Disney: From Missouri to Movies

The film “Saving Mr. Banks” chronicles Walt Disney’s work – and struggles – to adapt the “Mary Poppins” books for the big screen.

Disney is an important figure in Missouri’s landscape of famous faces. He spent a formative part of his childhood in Marceline and later lived and worked in Kansas City.

Disney’s time in Missouri merits a quick shout-out in the new film, as Disney (played by Tom Hanks) says, “… I was just a kid from Missouri with a sketch of Mickey.” Watch the trailer here, the Missouri mention happens around the 14-second mark.

Disney Collage

It was in Marceline, a small community in northwest Missouri, where Disney learned to draw and became fascinated with trains (some 70 trains still pass through town each day).

Although he lived in Marceline for just four years, the city was etched in Disney’s memory. Marceline served as the model for Main Street USA at Disneyland, and to this day, sweet-seekers at the amusement park find their fill at a shop named Marceline’s Confectionery.


Disney also had a significant impact on Marceline. After his rise to fame, Disney returned on several occasions and Marceline embraced its favorite son. Disney’s life is commemorated at the Walt Disney Hometown Museum in Marceline, while the city’s post office and elementary school bear his name.

Disney also figures prominently for visitors who travel Missouri’s Highway 36, known as the Way of American Genius. The cross-state highway celebrates the inventions and innovators who called northern Missouri home; Disney and author Mark Twain are among those honored along the route.

If you’re interested in learning a little more about Disney, “Saving Mr. Banks” may be a good choice for your holiday-season viewing pleasure. Before that, be sure you check out some of Disney’s earlier works. It’s likely you’ll gain a greater appreciation for the man behind the mouse.

Need help narrowing it down? Here are five Disney films to consider; note these selections lean toward animated features and there’s nothing listed that was released after Disney’s death in 1966.

Snow White and the Seven Dwarfs (1937)

Check out the on-screen detail of the sequences when Snow White leans down to kiss each dwarf on the head and of the lightning storm that seals the Evil Queen’s fate. If you aren’t convinced Disney could do things with today’s technology that would make the folks at Pixar weep with envy … well, watch it again. And remember it was 1937!

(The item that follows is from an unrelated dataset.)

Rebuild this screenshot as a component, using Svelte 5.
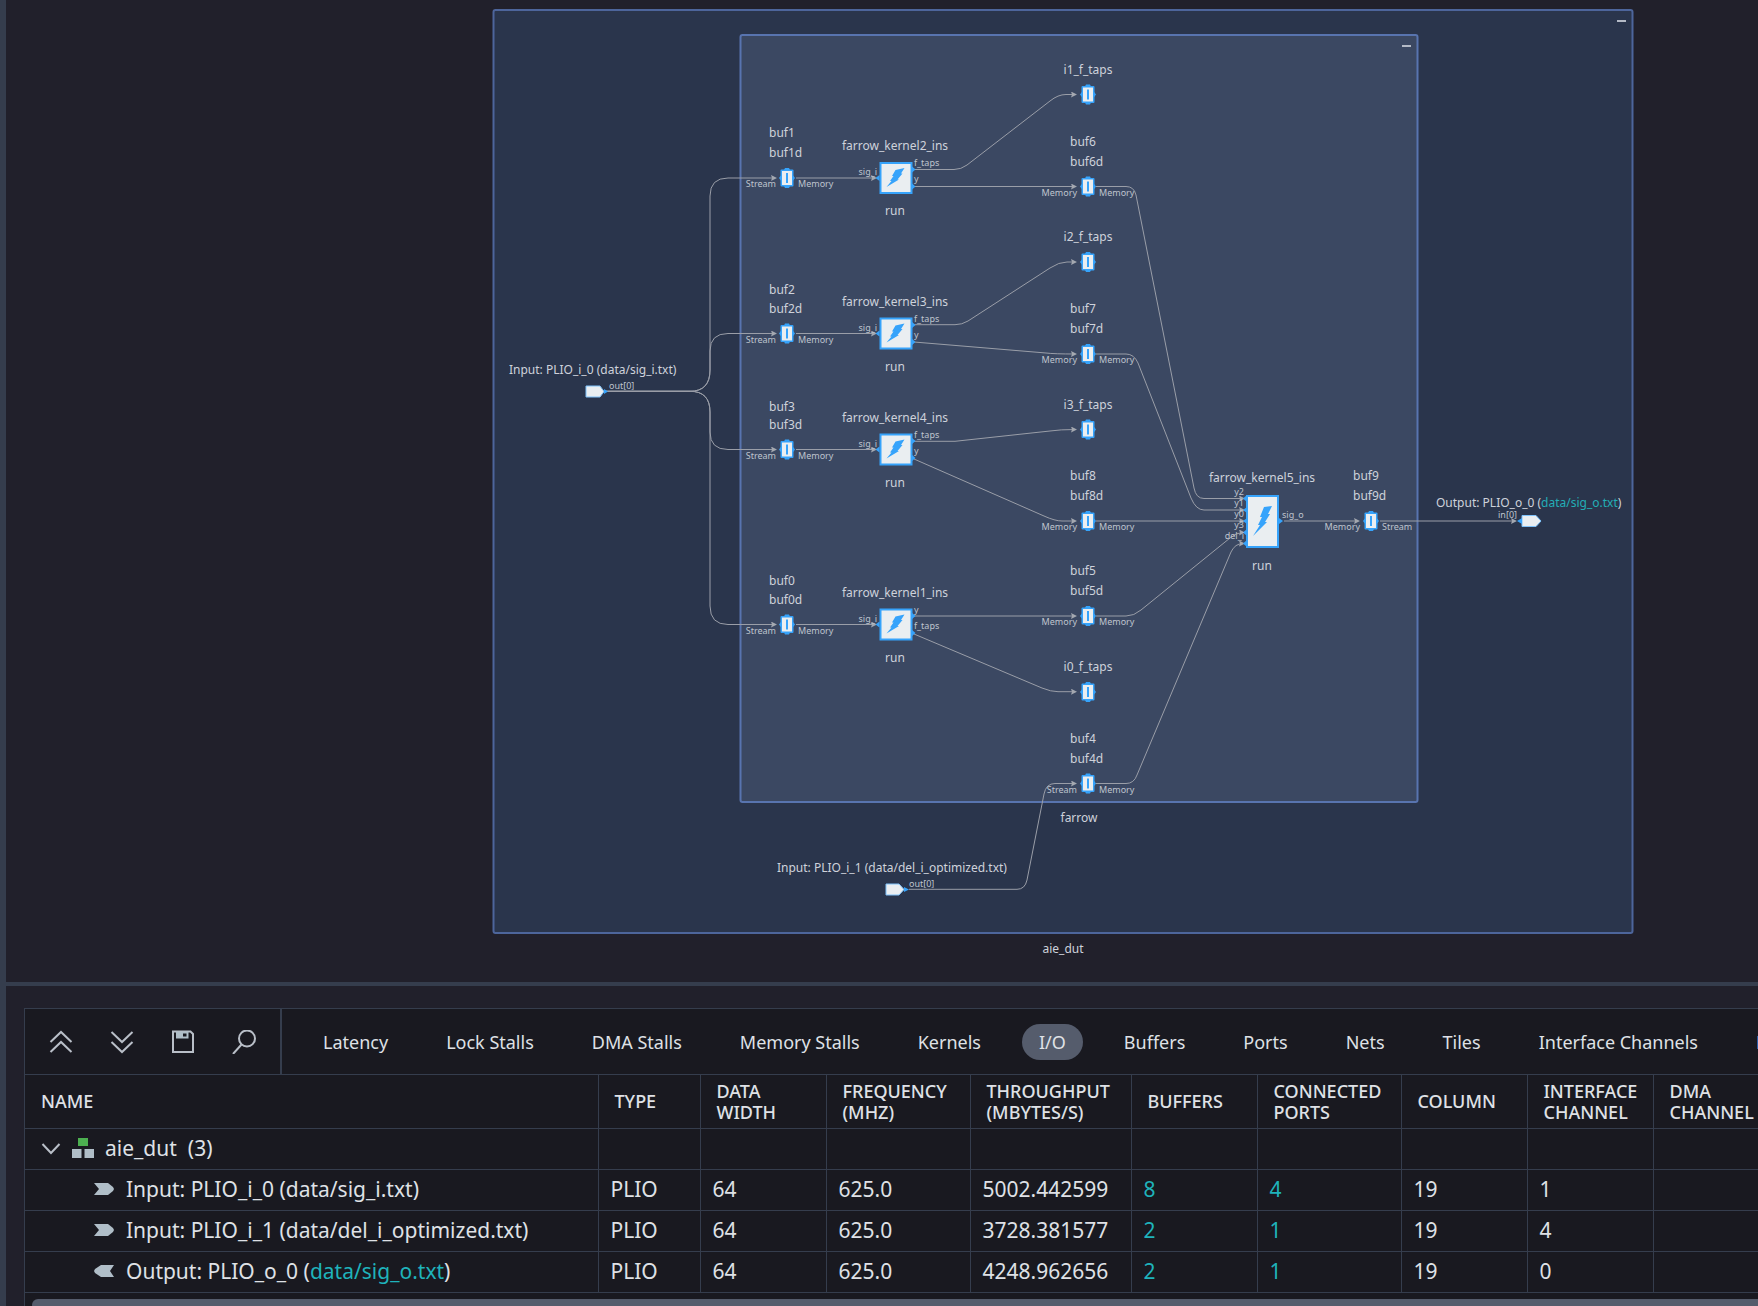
<script>
  const edges = [
    'M604 391.3H690Q710 391.3 710 370V196Q710 178 728 178H775',
    'M604 391.3H690Q710 391.3 710 370V351Q710 333.5 728 333.5H775',
    'M604 391.3H690Q710 391.3 710 412V432Q710 449.5 728 449.5H775',
    'M604 391.3H690Q710 391.3 710 412V606Q710 624.5 728 624.5H775',
    'M909 889.3H1017Q1025 889.3 1027 880L1044 794Q1046 783.5 1055 783.5H1075',
    'M914 169.5H954Q961 169.5 967 165L1050 101Q1058 94.5 1066 94.5H1075',
    'M914 186.5H1075',
    'M914 324.7H955Q962 324.7 968 321L1050 268Q1059 262 1067 262H1075',
    'M914 342L1046 353Q1054 354 1075 354',
    'M914 441.3H955L1050 431Q1060 429.5 1075 429.5',
    'M914 459L1044 516Q1055 521 1062 521H1075',
    'M914 616H1075',
    'M914 634L1042 688Q1051 691.7 1058 691.7H1075',
    'M1096 186.5H1126Q1134 186.5 1136 195L1194 488Q1196 498.5 1204 498.5H1243',
    'M1096 354H1126Q1134 354 1138 363L1191 498Q1196 510 1204 510H1243',
    'M1096 521H1243',
    'M1096 616H1126Q1134 616 1141 610L1230 538Q1236 532.5 1243 532.5',
    'M1096 783.5H1126Q1134 783.5 1137 775L1231 552Q1235 543.5 1243 543.5',
    'M1284 521H1358',
    'M1380 521H1515'
  ];

  const memory = [
    { x: 787, y: 178, left: 'Stream', right: 'Memory', names: ['buf1', 'buf1d'], first: -41 },
    { x: 787, y: 333.5, left: 'Stream', right: 'Memory', names: ['buf2', 'buf2d'], first: -40 },
    { x: 787, y: 449.5, left: 'Stream', right: 'Memory', names: ['buf3', 'buf3d'], first: -39 },
    { x: 787, y: 624.5, left: 'Stream', right: 'Memory', names: ['buf0', 'buf0d'], first: -40 },
    { x: 1088, y: 186.5, left: 'Memory', right: 'Memory', names: ['buf6', 'buf6d'], first: -41 },
    { x: 1088, y: 354, left: 'Memory', right: 'Memory', names: ['buf7', 'buf7d'], first: -41 },
    { x: 1088, y: 521, left: 'Memory', right: 'Memory', names: ['buf8', 'buf8d'], first: -41 },
    { x: 1088, y: 616, left: 'Memory', right: 'Memory', names: ['buf5', 'buf5d'], first: -41 },
    { x: 1088, y: 783.5, left: 'Stream', right: 'Memory', names: ['buf4', 'buf4d'], first: -41 },
    { x: 1371, y: 521, left: 'Memory', right: 'Stream', names: ['buf9', 'buf9d'], first: -41 }
  ];

  const taps = [
    { name: 'i1_f_taps', y: 94.5 },
    { name: 'i2_f_taps', y: 262 },
    { name: 'i3_f_taps', y: 429.5 },
    { name: 'i0_f_taps', y: 692 }
  ];

  const kernels = [
    { name: 'farrow_kernel2_ins', y: 178, outs: ['f_taps', 'y'] },
    { name: 'farrow_kernel3_ins', y: 333.5, outs: ['f_taps', 'y'] },
    { name: 'farrow_kernel4_ins', y: 449.5, outs: ['f_taps', 'y'] },
    { name: 'farrow_kernel1_ins', y: 624.5, outs: ['y', 'f_taps'] }
  ];

  const sumPorts = ['y2', 'y1', 'y0', 'y3', 'del_i'];

  const tabs = ['Latency', 'Lock Stalls', 'DMA Stalls', 'Memory Stalls', 'Kernels', 'I/O', 'Buffers', 'Ports', 'Nets', 'Tiles', 'Interface Channels', 'DMA Channels'];
  let active = $state('I/O');

  const columns = [
    { key: 'name', label: 'NAME' },
    { key: 'type', label: 'TYPE' },
    { key: 'width', label: 'DATA WIDTH' },
    { key: 'freq', label: 'FREQUENCY (MHZ)' },
    { key: 'rate', label: 'THROUGHPUT (MBYTES/S)' },
    { key: 'buffers', label: 'BUFFERS' },
    { key: 'ports', label: 'CONNECTED PORTS' },
    { key: 'column', label: 'COLUMN' },
    { key: 'iface', label: 'INTERFACE CHANNEL' },
    { key: 'dma', label: 'DMA CHANNEL' }
  ];

  const rows = [
    { out: false, prefix: 'Input: PLIO_i_0 (', file: 'data/sig_i.txt', rate: '5002.442599', buffers: 8, ports: 4, iface: 1 },
    { out: false, prefix: 'Input: PLIO_i_1 (', file: 'data/del_i_optimized.txt', rate: '3728.381577', buffers: 2, ports: 1, iface: 4 },
    { out: true, prefix: 'Output: PLIO_o_0 (', file: 'data/sig_o.txt', rate: '4248.962656', buffers: 2, ports: 1, iface: 0 }
  ];
</script>

{#snippet chip(x, y)}
  <g transform="translate({x} {y})">
    <path class="port" d="M-8 0L-5 -4V4ZM8 0L5 -4V4ZM-2 -10H2L3 -8V8L2 10H-2L-3 8V-8Z" />
    <rect class="halo" x="-6.500" y="-8.500" width="13" height="17" rx="1" />
    <rect class="face" x="-5" y="-7" width="10" height="14" />
    <rect class="port" x="-1" y="-5" width="2" height="10" />
  </g>
{/snippet}

<div class="app">
  <section class="canvas" aria-label="Graph">
    <svg viewBox="6 0 1752 982" role="img" aria-label="aie_dut graph">
      <defs>
        <marker id="tip" markerWidth="6" markerHeight="6" refX="4" refY="3" orient="auto" markerUnits="userSpaceOnUse">
          <path class="tip" d="M0 0L6 3L0 6L1 3Z" />
        </marker>
      </defs>

      <rect class="outer" x="493.5" y="10" width="1139" height="923" rx="2" />
      <rect class="inner" x="740.5" y="35" width="677" height="767" rx="2" />
      <path class="minus" d="M1402 46H1411M1617 21H1626" />

      {#each edges as d}
        <path class="edge" {d} marker-end="url(#tip)" />
      {/each}
      {#each kernels as k}
        <path class="edge" d="M796 {k.y}H875" marker-end="url(#tip)" />
      {/each}

      {#each memory as m}
        <text x={m.x - 18} y={m.y + m.first}>{m.names[0]}</text>
        <text x={m.x - 18} y={m.y - 21}>{m.names[1]}</text>
        <text class="small end" x={m.x - 11} y={m.y + 9}>{m.left}</text>
        <text class="small" x={m.x + 11} y={m.y + 9}>{m.right}</text>
        {@render chip(m.x, m.y)}
      {/each}

      {#each taps as t}
        <text class="mid" x="1088" y={t.y - 21}>{t.name}</text>
        {@render chip(1088, t.y)}
      {/each}

      {#each kernels as k}
        <text class="mid" x="895" y={k.y - 28}>{k.name}</text>
        <text class="mid" x="895" y={k.y + 37}>run</text>
        <text class="small end" x="877" y={k.y - 3}>sig_i</text>
        <text class="small" x="914" y={k.y - 12}>{k.outs[0]}</text>
        <text class="small" x="914" y={k.y + 4}>{k.outs[1]}</text>
        <g transform="translate(895.5 {k.y})">
          <rect class="box" x="-15" y="-15" width="31" height="30" />
          <path class="port" d="M-20 0L-16 -3V3ZM20 -8.500L16 -12V-5ZM20 8.500L16 5V12Z" />
          <path class="port" d="M0 -8L9 -10L5.500 -4.500L7 -4.500L2 1.500L3.500 1.500L-9 9L-4 3L-5.500 3L-2 -2L-3.500 -2Z" />
        </g>
      {/each}

      <text class="mid" x="1262" y="482">farrow_kernel5_ins</text>
      <text class="mid" x="1262" y="570">run</text>
      <g transform="translate(1263 521)">
        <rect class="box" x="-16" y="-25" width="31" height="51" />
        <path class="port" d="M-20 -22.500L-16 -26V-19ZM-20 -11L-16 -14V-8ZM-20 0L-16 -3V3ZM-20 11.500L-16 8V15ZM-20 22.500L-16 19V26ZM20 0L16 -3V3Z" />
        <path class="port" d="M1 -14L9 -15L5 -7L7 -7L2 1L4 1L-10 15L-3 4L-5 4L-1 -4L-3 -4Z" />
      </g>
      {#each sumPorts as p, i}
        <text class="small end" x="1244" y={495 + i * 11}>{p}</text>
      {/each}
      <text class="small" x="1282" y="518">sig_o</text>

      <text x="509" y="374">Input: PLIO_i_0 (data/sig_i.txt)</text>
      <text class="small" x="609" y="389">out[0]</text>
      <path class="io" d="M586 386H600L604 391.500L600 397H586Z" />
      <path class="port" d="M604 389L608 391.500L604 394Z" />

      <text x="777" y="872">Input: PLIO_i_1 (data/del_i_optimized.txt)</text>
      <text class="small" x="909" y="887">out[0]</text>
      <path class="io" d="M886 884H899L904 889.500L899 895H886Z" />
      <path class="port" d="M904 887L909 889.500L904 892Z" />

      <text x="1436" y="507">Output: PLIO_o_0 (<tspan class="link">data/sig_o.txt</tspan>)</text>
      <text class="small end" x="1517" y="518">in[0]</text>
      <path class="io" d="M1522 515.500H1536L1541 521L1536 526.500H1522Z" />
      <path class="port" d="M1517 521L1522 518V524Z" />

      <text class="mid" x="1079" y="822">farrow</text>
      <text class="mid" x="1063" y="953">aie_dut</text>
    </svg>
  </section>

  <section class="details" aria-label="Details">
    <div class="panel">
      <div class="bar">
        <div class="tools">
          <button aria-label="Collapse all">
            <svg viewBox="0 0 24 24"><path d="M1.500 12L12 2L22.500 12M1.500 22L12 12L22.500 22" /></svg>
          </button>
          <button aria-label="Expand all">
            <svg viewBox="0 0 24 24"><path d="M1.500 2L12 12L22.500 2M1.500 12L12 22L22.500 12" /></svg>
          </button>
          <button aria-label="Save">
            <svg viewBox="0 0 24 24"><path d="M2 1.500H19.500L22 4V22H2Z" /><path class="solid" d="M5 1.500H17.500V8.500H5ZM12 3.500V6.500H15.500V3.500Z" fill-rule="evenodd" /></svg>
          </button>
          <button aria-label="Search">
            <svg viewBox="0 0 24 24"><circle cx="15" cy="8.500" r="8" /><path d="M9.500 14.500L1 24" /></svg>
          </button>
        </div>
        <div class="tabs" role="tablist">
          {#each tabs as tab}
            <button role="tab" aria-selected={active === tab} class:on={active === tab} onclick={() => (active = tab)}>{tab}</button>
          {/each}
        </div>
      </div>

      <table>
        <colgroup>
          {#each columns as c}<col class={c.key} />{/each}
        </colgroup>
        <thead>
          <tr>{#each columns as c}<th scope="col">{c.label}</th>{/each}</tr>
        </thead>
        <tbody>
          <tr>
            <td>
              <div class="cell root">
                <button class="twist" aria-label="Collapse aie_dut">
                  <svg viewBox="0 0 20 14"><path d="M1.500 3L10 12L18.500 3" /></svg>
                </button>
                <svg class="tree" viewBox="0 0 22 20"><path class="green" d="M6 0H16V8H6Z" /><path class="grey" d="M0 11H9.500V20H0ZM12.500 11H22V20H12.500Z" /></svg>
                <span>aie_dut</span><span>(3)</span>
              </div>
            </td>
            {#each columns.slice(1) as c}<td></td>{/each}
          </tr>
          {#each rows as r}
            <tr>
              <td>
                <div class="cell leaf">
                  <svg class="dir" viewBox="0 0 20 12">
                    {#if r.out}
                      <path class="grey" d="M20 0H7L1 4L0 6L1 8L7 12H20L16 6Z" />
                    {:else}
                      <path class="grey" d="M0 0H14L19 4L20 6L19 8L14 12H0L5 6Z" />
                    {/if}
                  </svg>
                  <span>{r.prefix}{#if r.out}<a href="#file">{r.file}</a>{:else}{r.file}{/if})</span>
                </div>
              </td>
              <td>PLIO</td>
              <td>64</td>
              <td>625.0</td>
              <td>{r.rate}</td>
              <td><a href="#buffers">{r.buffers}</a></td>
              <td><a href="#ports">{r.ports}</a></td>
              <td>19</td>
              <td>{r.iface}</td>
              <td></td>
            </tr>
          {/each}
        </tbody>
      </table>
      <div class="thumb"></div>
    </div>
  </section>
</div>

<style>
  :global(body) {
    background: #21202b;
    overflow: hidden;
  }
  .app {
    min-height: 100vh;
    box-sizing: border-box;
    border-left: 6px solid #353d4d;
    background: #21202b;
    color: #dfe1e6;
    font-family: 'Noto Sans', sans-serif;
    overflow: hidden;
  }
  .canvas {
    border-bottom: 4px solid #353d4d;
  }
  .canvas svg {
    display: block;
    width: 100%;
    height: auto;
  }
  .canvas text {
    fill: #ced2db;
    font-size: 12px;
  }
  .canvas .small {
    font-size: 9px;
    fill: #bfc4ce;
  }
  .mid {
    text-anchor: middle;
  }
  .end {
    text-anchor: end;
  }
  .canvas .link {
    fill: #23aeb6;
  }
  .outer {
    fill: #2a354c;
    stroke: #4d659b;
    stroke-width: 2;
  }
  .inner {
    fill: #3b4862;
    stroke: #5874af;
    stroke-width: 2;
  }
  .minus {
    stroke: #b4bac6;
    stroke-width: 2;
  }
  .edge {
    fill: none;
    stroke: #9a9ea8;
    stroke-width: 1;
  }
  .tip {
    fill: #a4a8b0;
  }
  .port {
    fill: #36a3fb;
  }
  .halo {
    fill: #36a3fb;
  }
  .face {
    fill: #eaeef1;
  }
  .box {
    fill: #eaeef1;
    stroke: #36a3fb;
    stroke-width: 2;
  }
  .io {
    fill: #eaeef1;
    stroke: #7fc2fa;
    stroke-width: 1;
  }

  .details {
    padding: 22px 0 0 18px;
  }
  .panel {
    border: 1px solid #353d4d;
    border-right: 0;
    background: #191920;
    overflow: hidden;
  }
  .bar {
    display: flex;
    height: 65px;
  }
  button {
    padding: 0;
    border: 0;
    background: none;
    color: inherit;
    font: inherit;
    flex: none;
    cursor: pointer;
  }
  .panel svg {
    display: block;
    fill: none;
    stroke: #b9bfc8;
    stroke-width: 2;
  }
  .tools {
    display: flex;
    flex: none;
    align-items: center;
    gap: 37px;
    padding: 0 24px;
    border-right: 2px solid #353d4d;
  }
  .tools svg {
    width: 24px;
    height: 24px;
  }
  .panel .solid,
  .panel .grey {
    fill: #b0bec8;
    stroke: none;
  }
  .panel .green {
    fill: #4caf50;
    stroke: none;
  }
  .tabs {
    display: flex;
    align-items: center;
    gap: 24px;
    padding-left: 24px;
    font-size: 18px;
    line-height: 36px;
    white-space: nowrap;
  }
  .tabs button {
    padding: 0 17px;
    border-radius: 18px;
  }
  .tabs .on {
    background: #555c6c;
  }
  table {
    table-layout: fixed;
    width: 1759px;
    border-collapse: collapse;
  }
  .name { width: 573px; }
  .type { width: 102px; }
  .width { width: 126px; }
  .freq { width: 144px; }
  .rate { width: 161px; }
  .buffers { width: 126px; }
  .ports { width: 144px; }
  .column { width: 126px; }
  .iface { width: 126px; }
  .dma { width: 131px; }
  th,
  td {
    border: 1px solid #353d4d;
    text-align: left;
    white-space: nowrap;
    box-sizing: border-box;
  }
  th:first-child,
  td:first-child {
    border-left: 0;
  }
  th {
    height: 54px;
    padding: 0 16px;
    font-size: 18px;
    line-height: 21px;
    font-weight: 500;
    white-space: normal;
  }
  td {
    height: 41px;
    padding: 0 12px 2px;
    font-size: 21px;
    line-height: 32px;
  }
  a {
    color: #1fb3bb;
    text-decoration: none;
  }
  .cell {
    display: flex;
    align-items: center;
  }
  .root {
    gap: 11px;
    padding-left: 4px;
  }
  .twist svg {
    width: 20px;
    height: 14px;
  }
  .tree {
    width: 22px;
    height: 20px;
  }
  .leaf {
    gap: 12px;
    padding-left: 57px;
  }
  .dir {
    width: 20px;
    height: 12px;
  }
  .thumb {
    margin: 6px 0 0 7px;
    height: 12px;
    border-radius: 6px 0 0 6px;
    background: #555c6c;
  }
</style>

Pinocchio (1940, re-released 1945)

This was the first animated film to win a competitive Academy Award; actually, it won two. One of those was in the “original song” category, which went to “When You Wish Upon A Star.” In the film, Jiminy Cricket sings the song; in real life, Jiminy Cricket was voiced by Hannibal, Mo., native Cliff Edwards, aka “Ukelele Ike.” Keep that one under your hat for the next family Trivial Pursuit game.

Cinderella (1950)

The classic fairytale is best summed up like this: bibidi-bobbidi-boo.

Old Yeller (1957)

This would be the perfect children’s movie, if it weren’t for (spoiler alert!) that pesky sequence where Old Yeller gets rabies and has to be put down. A coming-of-age story that deals with the emotions of both love and loss. If you watch this one and don’t have, at the very least, a pool of tears in your eyes … wow. Just … wow.

The Parent Trap (1961)

Take a deep breath and read this really quickly for best comedic effect: Hayley Mills plays the role of twin sisters who didn’t know they were sisters until they met up at camp and realize their now-single parents used to be married to one another and they decide to pull the old switcheroo in an attempt to bring their mom and dad back together so they can live the idyllic life for which they so desperately long. Phew!

So there’s a quick look at five Disney movies to consider before seeing “Saving Mr. Banks.” There are hundreds more from which to choose – each one worthy of celebrating Walt’s genius.